Three – the motives of the killers are also important. They are ostensibly of a supra-national ilk. Pakistan’s decision to opt for rule of law, although articulated and projected unnecessarily along ideological and not simply administrative lines, within its own territory plus support of the US anti-terrorism read anti al-Qaeda and to some extent anti-talibaan drive, has created pockets of latent and active hostility against the Musharraf government. Initial evidence on the suicide bombers indicates they were not Pakistanis. Also in the al-Qaeda networks few Pakistanis have been detected, although they do have sympathizers here as they do in many other Muslim countries. The attacks on Musharraf underscores the resentment of some organized and armed groups against Pakistan’s policies to uphold rule of law within the country.
Four – what are the signals the two attacks send on the home front and abroad. Not vastly different ones since the need for security of life is a pretty basic, powerful and universal need. Carrying out of two undetected terrorist attacks signals that Pakistan is in the ‘firing line’ generally and the President specifically. It calls for alertness within the security apparatus and tighter State controls on movements of foreigners within the country. Above all it requires a consistent articulation by the government for the international community to resolve the outstanding issues like Kashmir and Palestine.

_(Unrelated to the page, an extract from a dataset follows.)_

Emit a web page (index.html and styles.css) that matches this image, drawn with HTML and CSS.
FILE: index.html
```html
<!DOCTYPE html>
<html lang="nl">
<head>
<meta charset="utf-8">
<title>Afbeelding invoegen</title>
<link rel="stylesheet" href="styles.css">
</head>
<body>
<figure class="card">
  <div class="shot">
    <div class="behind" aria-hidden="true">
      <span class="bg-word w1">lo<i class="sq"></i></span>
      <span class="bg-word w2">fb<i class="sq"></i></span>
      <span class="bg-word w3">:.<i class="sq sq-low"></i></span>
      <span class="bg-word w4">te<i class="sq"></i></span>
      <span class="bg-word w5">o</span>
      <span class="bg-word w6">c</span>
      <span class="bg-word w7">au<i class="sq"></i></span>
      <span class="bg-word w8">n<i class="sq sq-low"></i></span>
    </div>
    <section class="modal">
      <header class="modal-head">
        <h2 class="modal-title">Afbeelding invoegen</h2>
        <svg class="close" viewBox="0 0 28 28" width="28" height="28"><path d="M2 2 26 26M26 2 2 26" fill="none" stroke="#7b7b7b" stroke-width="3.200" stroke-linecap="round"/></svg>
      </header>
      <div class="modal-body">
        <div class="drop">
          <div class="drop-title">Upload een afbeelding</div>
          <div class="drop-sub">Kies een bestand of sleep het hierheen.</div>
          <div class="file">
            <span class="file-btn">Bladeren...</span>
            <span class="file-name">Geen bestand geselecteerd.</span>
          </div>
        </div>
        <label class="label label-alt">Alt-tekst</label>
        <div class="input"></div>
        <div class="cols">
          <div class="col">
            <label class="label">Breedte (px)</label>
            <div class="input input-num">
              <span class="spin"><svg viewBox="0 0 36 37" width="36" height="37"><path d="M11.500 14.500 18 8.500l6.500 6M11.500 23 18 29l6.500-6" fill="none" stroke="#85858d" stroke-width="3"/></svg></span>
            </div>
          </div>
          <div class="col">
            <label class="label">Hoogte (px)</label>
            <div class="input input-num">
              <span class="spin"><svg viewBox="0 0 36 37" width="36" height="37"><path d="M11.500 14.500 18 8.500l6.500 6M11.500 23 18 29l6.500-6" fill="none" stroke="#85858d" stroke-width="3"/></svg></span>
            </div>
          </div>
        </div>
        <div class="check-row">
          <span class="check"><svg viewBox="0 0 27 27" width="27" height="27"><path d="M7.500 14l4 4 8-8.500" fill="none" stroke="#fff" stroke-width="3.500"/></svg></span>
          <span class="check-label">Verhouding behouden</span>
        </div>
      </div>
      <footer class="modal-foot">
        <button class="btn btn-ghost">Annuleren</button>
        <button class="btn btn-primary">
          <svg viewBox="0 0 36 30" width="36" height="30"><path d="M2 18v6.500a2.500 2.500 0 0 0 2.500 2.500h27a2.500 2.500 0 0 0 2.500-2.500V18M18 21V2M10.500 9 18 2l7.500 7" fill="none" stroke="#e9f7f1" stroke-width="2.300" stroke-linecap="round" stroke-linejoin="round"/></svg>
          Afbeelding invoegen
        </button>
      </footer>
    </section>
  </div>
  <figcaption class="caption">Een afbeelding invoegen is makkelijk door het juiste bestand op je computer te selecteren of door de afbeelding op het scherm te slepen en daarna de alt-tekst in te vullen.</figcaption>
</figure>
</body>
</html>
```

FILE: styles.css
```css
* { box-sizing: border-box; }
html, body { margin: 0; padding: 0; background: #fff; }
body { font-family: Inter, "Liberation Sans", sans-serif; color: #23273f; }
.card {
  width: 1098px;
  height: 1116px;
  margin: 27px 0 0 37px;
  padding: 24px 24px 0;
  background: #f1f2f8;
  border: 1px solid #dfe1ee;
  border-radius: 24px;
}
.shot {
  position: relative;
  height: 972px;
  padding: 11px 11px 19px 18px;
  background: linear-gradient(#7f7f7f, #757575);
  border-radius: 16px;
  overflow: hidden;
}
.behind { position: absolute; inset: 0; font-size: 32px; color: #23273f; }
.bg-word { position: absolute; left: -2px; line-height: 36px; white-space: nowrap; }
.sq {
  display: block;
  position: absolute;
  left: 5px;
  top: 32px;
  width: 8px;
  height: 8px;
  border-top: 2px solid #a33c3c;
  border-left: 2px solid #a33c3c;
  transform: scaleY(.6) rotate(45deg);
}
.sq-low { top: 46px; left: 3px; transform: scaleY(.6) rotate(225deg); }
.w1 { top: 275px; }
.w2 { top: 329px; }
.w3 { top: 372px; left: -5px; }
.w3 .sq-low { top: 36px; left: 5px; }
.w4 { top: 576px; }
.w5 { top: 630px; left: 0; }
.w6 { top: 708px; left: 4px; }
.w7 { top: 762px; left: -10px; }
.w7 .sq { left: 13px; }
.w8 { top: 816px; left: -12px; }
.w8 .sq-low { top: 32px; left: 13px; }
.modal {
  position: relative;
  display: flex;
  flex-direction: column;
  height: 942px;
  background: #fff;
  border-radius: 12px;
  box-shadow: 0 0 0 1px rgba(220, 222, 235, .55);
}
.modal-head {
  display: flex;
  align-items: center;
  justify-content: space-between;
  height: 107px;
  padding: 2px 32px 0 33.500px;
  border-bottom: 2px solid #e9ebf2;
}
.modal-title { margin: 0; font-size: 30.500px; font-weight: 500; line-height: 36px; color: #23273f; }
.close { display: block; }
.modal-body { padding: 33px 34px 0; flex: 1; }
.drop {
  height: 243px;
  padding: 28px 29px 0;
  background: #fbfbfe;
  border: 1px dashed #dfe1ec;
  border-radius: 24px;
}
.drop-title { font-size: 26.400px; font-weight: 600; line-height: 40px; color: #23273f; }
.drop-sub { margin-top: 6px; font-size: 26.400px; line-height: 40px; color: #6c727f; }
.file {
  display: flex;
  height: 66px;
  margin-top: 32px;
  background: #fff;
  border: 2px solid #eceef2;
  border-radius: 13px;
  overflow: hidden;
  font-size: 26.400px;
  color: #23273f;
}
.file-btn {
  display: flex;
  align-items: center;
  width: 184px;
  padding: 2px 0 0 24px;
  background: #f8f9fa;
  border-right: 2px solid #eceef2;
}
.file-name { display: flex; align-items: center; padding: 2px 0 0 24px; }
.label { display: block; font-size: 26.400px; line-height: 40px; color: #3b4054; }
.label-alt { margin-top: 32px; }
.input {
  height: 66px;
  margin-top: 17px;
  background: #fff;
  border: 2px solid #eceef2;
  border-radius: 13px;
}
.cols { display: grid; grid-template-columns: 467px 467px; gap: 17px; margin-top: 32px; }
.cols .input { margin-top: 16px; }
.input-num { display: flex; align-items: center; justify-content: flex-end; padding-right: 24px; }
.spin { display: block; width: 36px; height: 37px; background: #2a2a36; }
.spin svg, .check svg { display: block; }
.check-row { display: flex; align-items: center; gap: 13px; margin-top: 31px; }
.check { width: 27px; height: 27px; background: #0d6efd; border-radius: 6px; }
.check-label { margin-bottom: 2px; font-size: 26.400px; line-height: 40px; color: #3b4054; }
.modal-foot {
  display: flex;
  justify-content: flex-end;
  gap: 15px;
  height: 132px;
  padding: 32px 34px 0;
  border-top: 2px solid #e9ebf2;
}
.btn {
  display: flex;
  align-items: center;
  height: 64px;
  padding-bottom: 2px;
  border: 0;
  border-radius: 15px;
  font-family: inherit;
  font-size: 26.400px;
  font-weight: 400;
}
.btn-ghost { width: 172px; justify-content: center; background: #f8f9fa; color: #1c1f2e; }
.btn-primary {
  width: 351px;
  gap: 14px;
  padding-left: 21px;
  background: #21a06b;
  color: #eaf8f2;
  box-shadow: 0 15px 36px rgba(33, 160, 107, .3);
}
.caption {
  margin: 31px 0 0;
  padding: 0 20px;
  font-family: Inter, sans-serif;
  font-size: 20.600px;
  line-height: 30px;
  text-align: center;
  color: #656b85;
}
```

In this difficult time, as expected the nation stood united, cutting across political and personal lines to condemn the attack. In the parliament and the Senate resolutions condemning the terrorist attacks on the president were passed unanimously. The State now needs to stand together to respond in a coordinated and competent manner to the challenge it faces. Standing by ‘ones own’ in troubled times maybe necessary, not sufficient. An objective stock-taking of the security-apparatus is apparently already underway.